The default coffee story Münchners tell themselves is the one that runs through the Café Luitpold and the Italian-espresso bars on Maximilianplatz: rich, sugared, Wiener Melange territory bordered by Lavazza on the south. It is a perfectly serviceable story and is what most visitors encounter. It also misses, almost entirely, the third-wave network that has quietly built itself across the city since 2010 and which is now substantially the equal of Berlin's better-known scene. The Munich version reads differently because the city is differently arranged: smaller, wealthier, with a Bavarian instinct for craft that pulls coffee toward the Wurstmacher register rather than the design-studio one.

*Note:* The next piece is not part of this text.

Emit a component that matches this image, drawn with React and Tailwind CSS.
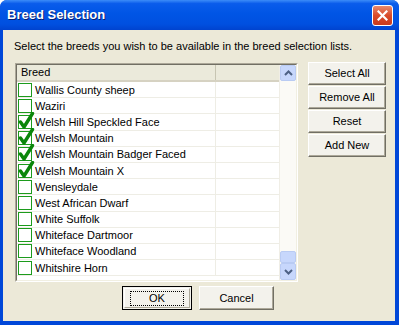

Man Versus Machine in Glockenbach is the canonical address. Marco Mehrwald and Cornelis Linder opened the Müllerstraße roastery in 2012 and have run a tight roasting calendar — small lots, single-origin focus, Ethiopian and Colombian washed coffees as the spine of the programme — that the rest of the city has organised itself around. The café is small, tiled, deliberately undecorated; the espresso programme is calibrated through a La Marzocco Strada that gets recalibrated weekly. There is no food beyond a pastry case and that is correct. This is a coffee room.

The Maxvorstadt branch in the Pinakothek-adjacent Theresienstraße is the secondary outlet, but it is the one art-museum visitors and university faculty filter through, which makes it the more cosmopolitan of the two. The cortado here is the marker order. The brew bar at the back runs three filters at any time — the rotation tells you what the roast house is excited about that week.

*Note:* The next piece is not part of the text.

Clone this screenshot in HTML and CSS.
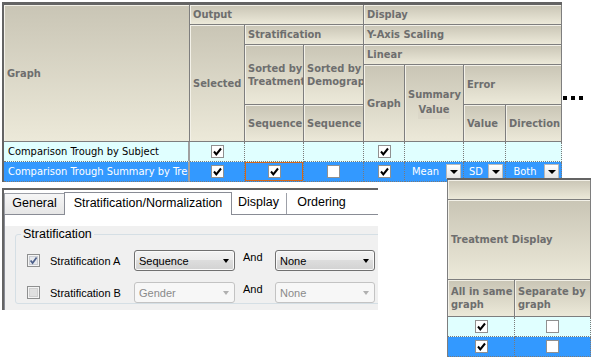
FILE: index.html
```html
<!DOCTYPE html>
<html lang="en">
<head>
    <meta charset="UTF-8">
    <title>Graph Options</title>
    <link rel="stylesheet" href="styles.css">
</head>
<body>
    <div class="top">
        <div class="grid-frame">
            <table class="grid">
                <colgroup>
                    <col class="c-name"><col class="c-sel"><col class="c-sbt"><col class="c-sbd">
                    <col class="c-gr"><col class="c-sum"><col class="c-val"><col class="c-dir">
                </colgroup>
                <tr class="h1">
                    <th rowspan="5"><div class="hc">Graph</div></th>
                    <th colspan="3"><div class="hc">Output</div></th>
                    <th colspan="4"><div class="hc">Display</div></th>
                </tr>
                <tr class="h2">
                    <th rowspan="4"><div class="hc">Selected</div></th>
                    <th colspan="2"><div class="hc">Stratification</div></th>
                    <th colspan="4"><div class="hc">Y-Axis Scaling</div></th>
                </tr>
                <tr class="h3">
                    <th rowspan="2"><div class="hc">Sorted by<br>Treatment</div></th>
                    <th rowspan="2"><div class="hc">Sorted by<br>Demographics</div></th>
                    <th colspan="4"><div class="hc">Linear</div></th>
                </tr>
                <tr class="h4">
                    <th rowspan="2"><div class="hc">Graph</div></th>
                    <th rowspan="2"><div class="hc ctr">Summary<br><span class="vbox">Value</span></div></th>
                    <th colspan="2"><div class="hc">Error</div></th>
                </tr>
                <tr class="h5">
                    <th><div class="hc">Sequence</div></th>
                    <th><div class="hc">Sequence</div></th>
                    <th><div class="hc">Value</div></th>
                    <th><div class="hc">Direction</div></th>
                </tr>
                <tr class="row-a">
                    <td class="name"><div class="cell-text">Comparison Trough by Subject</div></td>
                    <td class="ck"><span class="gchk"><svg width="11" height="11" viewBox="0 0 11 11"><path d="M2 5.5 L4.3 8.3 L9 2.5" fill="none" stroke="#000" stroke-width="2"/></svg></span></td>
                    <td></td>
                    <td></td>
                    <td class="ck"><span class="gchk"><svg width="11" height="11" viewBox="0 0 11 11"><path d="M2 5.5 L4.3 8.3 L9 2.5" fill="none" stroke="#000" stroke-width="2"/></svg></span></td>
                    <td></td>
                    <td></td>
                    <td></td>
                </tr>
                <tr class="row-b">
                    <td class="name"><div class="cell-text">Comparison Trough Summary by Treatment</div></td>
                    <td class="ck"><span class="gchk"><svg width="11" height="11" viewBox="0 0 11 11"><path d="M2 5.5 L4.3 8.3 L9 2.5" fill="none" stroke="#000" stroke-width="2"/></svg></span></td>
                    <td class="ck focus"><span class="gchk"><svg width="11" height="11" viewBox="0 0 11 11"><path d="M2 5.5 L4.3 8.3 L9 2.5" fill="none" stroke="#000" stroke-width="2"/></svg></span></td>
                    <td class="ck"><span class="gchk"></span></td>
                    <td class="ck"><span class="gchk"><svg width="11" height="11" viewBox="0 0 11 11"><path d="M2 5.5 L4.3 8.3 L9 2.5" fill="none" stroke="#000" stroke-width="2"/></svg></span></td>
                    <td><div class="dd"><span>Mean</span><span class="dd-btn"><i class="tri"></i></span></div></td>
                    <td><div class="dd"><span>SD</span><span class="dd-btn"><i class="tri"></i></span></div></td>
                    <td><div class="dd"><span>Both</span><span class="dd-btn"><i class="tri"></i></span></div></td>
                </tr>
            </table>
        </div>
        <div class="dots"><i></i><i></i><i></i></div>
    </div>

    <div class="bottom">
        <div class="dialog">
            <div class="tabs">
                <div class="tab t-gen">General</div>
                <div class="tab sel t-strat">Stratification/Normalization</div>
                <div class="tab t-disp">Display</div>
                <div class="tab t-ord">Ordering</div>
            </div>
            <div class="page">
                <div class="pane">
                    <fieldset class="group">
                        <legend>Stratification</legend>
                        <div class="strat-row first">
                            <span class="cb">
                                <svg width="13" height="13" viewBox="0 0 13 13">
                                    <rect x="0.5" y="0.5" width="12" height="12" fill="#f4f4f4" stroke="#8e8f8f"/>
                                    <rect x="2.5" y="2.5" width="8" height="8" fill="#e6e8ec" stroke="#c9ccd2"/>
                                    <path d="M3.6 6.4 L5.6 9 L9.6 3.4" fill="none" stroke="#4c5f8a" stroke-width="1.7"/>
                                </svg>
                            </span>
                            <span class="lbl">Stratification A</span>
                            <div class="combo"><span>Sequence</span><i class="arrow"></i></div>
                            <span class="and">And</span>
                            <div class="combo wide"><span>None</span><i class="arrow"></i></div>
                        </div>
                        <div class="strat-row">
                            <span class="cb">
                                <svg width="13" height="13" viewBox="0 0 13 13">
                                    <rect x="0.5" y="0.5" width="12" height="12" fill="#f4f4f4" stroke="#8e8f8f"/>
                                    <rect x="2.5" y="2.5" width="8" height="8" fill="#e0e0e0" stroke="#cfcfcf"/>
                                </svg>
                            </span>
                            <span class="lbl">Stratification B</span>
                            <div class="combo off"><span>Gender</span><i class="arrow"></i></div>
                            <span class="and">And</span>
                            <div class="combo wide off"><span>None</span><i class="arrow"></i></div>
                        </div>
                    </fieldset>
                </div>
            </div>
        </div>

        <div class="side-frame">
            <table class="grid side">
                <colgroup><col class="c-same"><col class="c-sep"></colgroup>
                <tr class="h1"><th colspan="2"></th></tr>
                <tr class="s2"><th colspan="2"><div class="hc">Treatment Display</div></th></tr>
                <tr class="h5">
                    <th><div class="hc">All in same<br>graph</div></th>
                    <th><div class="hc">Separate by<br>graph</div></th>
                </tr>
                <tr class="row-a">
                    <td class="ck"><span class="gchk"><svg width="11" height="11" viewBox="0 0 11 11"><path d="M2 5.5 L4.3 8.3 L9 2.5" fill="none" stroke="#000" stroke-width="2"/></svg></span></td>
                    <td class="ck"><span class="gchk"></span></td>
                </tr>
                <tr class="row-b">
                    <td class="ck"><span class="gchk"><svg width="11" height="11" viewBox="0 0 11 11"><path d="M2 5.5 L4.3 8.3 L9 2.5" fill="none" stroke="#000" stroke-width="2"/></svg></span></td>
                    <td class="ck"><span class="gchk"></span></td>
                </tr>
            </table>
        </div>
    </div>
</body>
</html>
```

FILE: styles.css
```css
body {
    margin: 0;
    width: 592px;
    height: 361px;
    overflow: hidden;
    background-color: #fff;
    font-family: "DejaVu Sans Condensed", "DejaVu Sans", sans-serif;
    font-size: 11px;
}
.top {
    display: flex;
    align-items: flex-start;
}
.grid-frame {
    margin: 2px 0 0 2px;
    border-top: 3px solid #646464;
    border-left: 2px solid #646464;
    width: 558px;
}
.grid {
    border-collapse: separate;
    border-spacing: 0;
    table-layout: fixed;
    width: 558px;
}
.c-name { width: 186px; }
.c-sel { width: 55px; }
.c-sbt { width: 59px; }
.c-sbd { width: 60px; }
.c-gr { width: 41px; }
.c-sum { width: 59px; }
.c-val { width: 42px; }
.c-dir { width: 56px; }
.grid th {
    padding: 0;
    background: linear-gradient(#c9c5b5, #ece9d9);
    color: #6e6e6e;
    font-weight: bold;
    text-align: left;
    vertical-align: middle;
    border-right: 1px solid #7e7e7e;
    border-bottom: 1px solid #7e7e7e;
    box-shadow: inset 1px 1px 0 #f3f1e8;
}
.hc {
    overflow: hidden;
    white-space: nowrap;
    padding: 0 3px;
    line-height: 13px;
}
.hc.ctr {
    text-align: center;
}
.vbox {
    display: inline-block;
    padding: 2px 1px 3px;
    background-color: #dbd7c8;
}
.h1 { height: 20px; }
.h2 { height: 20px; }
.h3 { height: 20px; }
.h4 { height: 40px; }
.h5 { height: 37px; }
.grid td {
    height: 19px;
    padding: 0;
    white-space: nowrap;
    overflow: hidden;
    border-right: 1px dotted #7a7a7a;
    border-bottom: 1px dotted #7a7a7a;
}
.row-a td {
    background-color: #e0ffff;
    color: #000;
}
.row-b td {
    background-color: #3399ff;
    color: #fff;
}
.grid td.name {
    border-right: 2px solid #a0a0a0;
}
.cell-text {
    overflow: hidden;
    padding-left: 4px;
}
.grid td.ck {
    text-align: center;
    line-height: 0;
}
.grid td.focus {
    box-shadow: inset 0 0 0 1px #d2691e;
}
.gchk {
    display: inline-block;
    width: 13px;
    height: 13px;
    box-sizing: border-box;
    border: 1px solid #909090;
    background-color: #fff;
    vertical-align: middle;
}
.gchk svg {
    display: block;
}
.dd {
    display: flex;
    align-items: center;
    padding-right: 2px;
}
.dd span:first-child {
    flex: 1;
    text-align: center;
}
.dd-btn {
    width: 15px;
    height: 15px;
    box-sizing: border-box;
    border: 1px solid #b8b8b8;
    background: linear-gradient(#ffffff, #e4e4e4);
    display: flex;
    align-items: center;
    justify-content: center;
}
.tri {
    width: 0;
    height: 0;
    border-left: 4px solid transparent;
    border-right: 4px solid transparent;
    border-top: 4px solid #000;
}
.dots {
    display: flex;
    gap: 4px;
    margin: 96px 0 0 1px;
}
.dots i {
    width: 4px;
    height: 4px;
    background-color: #000;
}

.bottom {
    display: flex;
    align-items: flex-start;
}
.dialog {
    margin: 6px 0 0 2px;
    border-top: 2px solid #646464;
    border-left: 2px solid #646464;
    width: 374px;
    height: 120px;
    overflow: hidden;
    background-color: #fff;
    font-family: "Liberation Sans", Arial, sans-serif;
    font-size: 11px;
}
.tabs {
    display: flex;
    align-items: flex-end;
    height: 24px;
    background-color: #fff;
}
.tab {
    box-sizing: border-box;
    height: 21px;
    border: 1px solid #9da0a8;
    border-bottom: none;
    margin-left: -1px;
    background: linear-gradient(#f6f6f6, #e6e6e6);
    font-size: 12.5px;
    line-height: 19px;
    text-align: center;
    color: #000;
}
.tab.sel {
    position: relative;
    z-index: 1;
    height: 23px;
    margin-bottom: -1px;
    line-height: 21px;
    background: #fff;
    border-color: #898c95;
}
.t-gen { width: 61px; margin-left: 0; }
.t-strat { width: 168px; }
.t-disp { width: 56px; border-right-color: #b6b8bd; background: #fff; border-top: none; border-left: none; }
.t-ord { width: 70px; background: #fff; border-top: none; border-right: none; }
.page {
    border-top: 1px solid #898c95;
    border-left: 1px solid #898c95;
    padding-top: 11px;
    background-color: #fff;
}
.pane {
    height: 84px;
    background-color: #f0f0f0;
    overflow: hidden;
}
.group {
    margin: 1px 0 0 10px;
    padding: 0;
    width: 400px;
    min-width: 0;
    border: 1px solid #d5dfe5;
    border-radius: 3px;
}
.group legend {
    margin-left: 5px;
    padding: 0 2px;
    font-size: 12.5px;
    line-height: 15px;
}
.strat-row {
    display: flex;
    align-items: center;
    height: 21px;
    margin-top: 11px;
    padding-left: 11px;
}
.strat-row.first {
    margin-top: 8px;
}
.cb {
    width: 13px;
    height: 13px;
    line-height: 0;
}
.lbl {
    width: 84px;
    margin-left: 10px;
}
.combo {
    width: 101px;
    height: 21px;
    box-sizing: border-box;
    border: 1px solid #707070;
    border-radius: 3px;
    background: linear-gradient(#f3f3f3 0%, #ebebeb 50%, #dddddd 50%, #d2d2d2 100%);
    box-shadow: inset 0 0 0 1px #fafafa;
    display: flex;
    align-items: center;
    justify-content: space-between;
    padding: 0 5px 0 4px;
    color: #000;
}
.combo.wide {
    width: 100px;
}
.arrow {
    width: 0;
    height: 0;
    border-left: 3.5px solid transparent;
    border-right: 3.5px solid transparent;
    border-top: 4px solid #000;
}
.combo.off {
    border-color: #c3c3c3;
    background: #f7f7f7;
    box-shadow: none;
    color: #8a8a8a;
}
.combo.off .arrow {
    border-top-color: #b0b0b0;
}
.and {
    align-self: flex-start;
    width: 32px;
    margin-left: 8px;
    line-height: 14px;
}

.side-frame {
    position: relative;
    z-index: 1;
    margin: -4px 0 0 69px;
    border-top: 2px solid #646464;
    width: 144px;
}
.grid.side {
    width: 144px;
    border-left: 1px solid #7e7e7e;
}
.c-same { width: 67px; }
.c-sep { width: 76px; }
.s2 { height: 80px; }
```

Vits in Schellingstraße runs the city's other serious roastery, with a register that leans toward darker, more body-forward roasts than Man Versus Machine — the same Ethiopian beans treated with a different conviction. The room is older, busier, less self-conscious. Vits also runs the city's most respected barista training programme, which means the staff in most of the better-trained Munich cafés have come through the operation.

Bei Vito in Westend is a third anchor and the more Italian of the three, in the sense that its espresso bar format reads as a deliberate hybrid between the Italian neighbourhood ritual and the third-wave technical register. The bar is short, the customers are regulars, the espresso is pulled at thirty seconds and the morning rush is over by ten. This is the address for the working morning. Stiel in Schwabing closes the cardinal map: a smaller, newer roastery with a focus on Latin American naturals, a cleaner aesthetic and a roast house that supplies a dozen of the city's better restaurants.

What is missing, deliberately, from the Munich third-wave map is anything that performs the Berlin-Brooklyn aesthetic. The rooms are quiet, the design is restrained, the music is low or absent, the food side is pastry-only or absent entirely. There is no avocado-toast extension, no wellness-bowl menu, no oat-milk evangelism that supersedes the coffee programme. The Bavarian instinct is to do the one thing seriously and to refuse the secondary genres on principle. For an Istanbul visitor used to the Cihangir-Karaköy cluster — Kronotrop, Coffee Department, Probador — the Munich rooms read familiar in their conviction and unfamiliar in their refusal to merchandise. They are coffee rooms in the simplest possible sense, and the city has built enough of them, quietly, that you can structure a week of breakfasts around the rotation without ever leaving the third-wave register.